The Central Academy of Fine Arts , the CAFA Art Museum and the Long Museum (West Bund) announce the exhibition of Pioneering: Chinese Artists Abroad in France and Chinese Modern Art (1911-1949) will open on 16 March, 2019 and continue through 9 June, 2019. The whole project was rewarded as one of the annual communications projects in 2018 supported by China National Arts Fund.
Studying abroad was a notable phenomenon in Chinese history, particularly cultural history, in the late nineteenth and early twentieth centuries. China’s modern study abroad movement began in the 1870s. After this, from the late Qing period to the establishment of the People’s Republic, there were many students who traveled abroad with government scholarships or their own funds. They energetically studied political, economic, military, intellectual, cultural, and artistic subjects. After they returned to China, they dedicated their immense energies and made great contributions, becoming pioneers and founders in many fields.
In the fine arts, the majority of the artists such as Xu Beihong, Lin Fengmian, Liu Haisu, Yan Wenliang, Chang Shuhong, Pang Xunqin, Wu Dayu and Chang Yu (Sanyu), who studied in France attended the École Nationale Supérieure des Beaux-Arts, primarily studying oil painting, drawing, and sculpture. There, they learned about the classical, realist and naturalist art of the Western academy, as well as various Western modernist schools. They brought oil painting (also called Western painting), sculpture, drawing, pastel, watercolor, and other new artistic genres, new artistic ideas, and even new lifestyles, which were outside the traditional realms of calligraphy and painting, into twentieth-century Chinese art. With this, they became an important group active in China in the first half of the twentieth century; they founded, developed, changed, and enriched Chinese art during that period.

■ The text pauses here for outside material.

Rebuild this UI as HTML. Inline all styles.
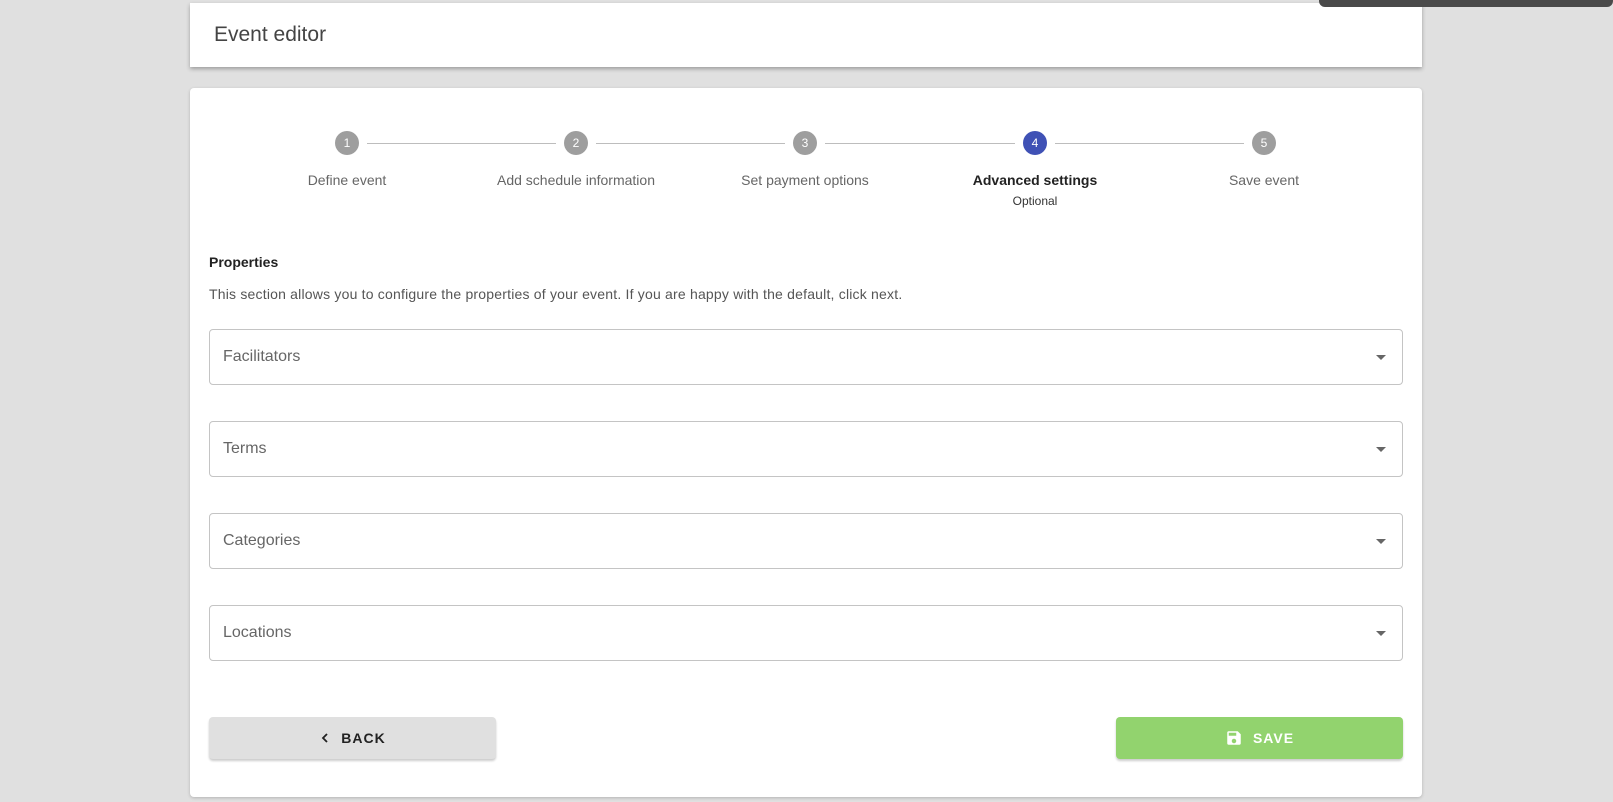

At this historical juncture for Chinese art in the first half of the twentieth century, the artists who studied abroad in France chose to develop Chinese art from the traditional to the modern, thereby becoming the pioneers and practitioners of modernist culture in twentieth-century Chinese art. They were the founders and drivers of Chinese art’s shift from tradition to modernity. Both the artists who explored the classical, realist, and naturalist modes of the Western academy and the artists who held more closely to the Western modernists pursued the goal of modernity by different paths, collectively shaping and developing twentieth-century Chinese art.
This exhibition, made up of the main display with two special studies, features the latest research and more than 160 works by over 40 artists, including more than 40 artworks provided by Long Museum and about 120 artworks from nearly 40 public and private institutions as well as individuals.
This academic study on the phenomenon of artists studying abroad in the early 20th century in the form of exhibitions has the epoch-making and monumental significance that reviews the art history of modern Chinese art. It is expected that this exhibition will respond well to the development of Chinese contemporary art and reflect on the essence of contemporary art and the possibility of future art in the digital and pictorial age.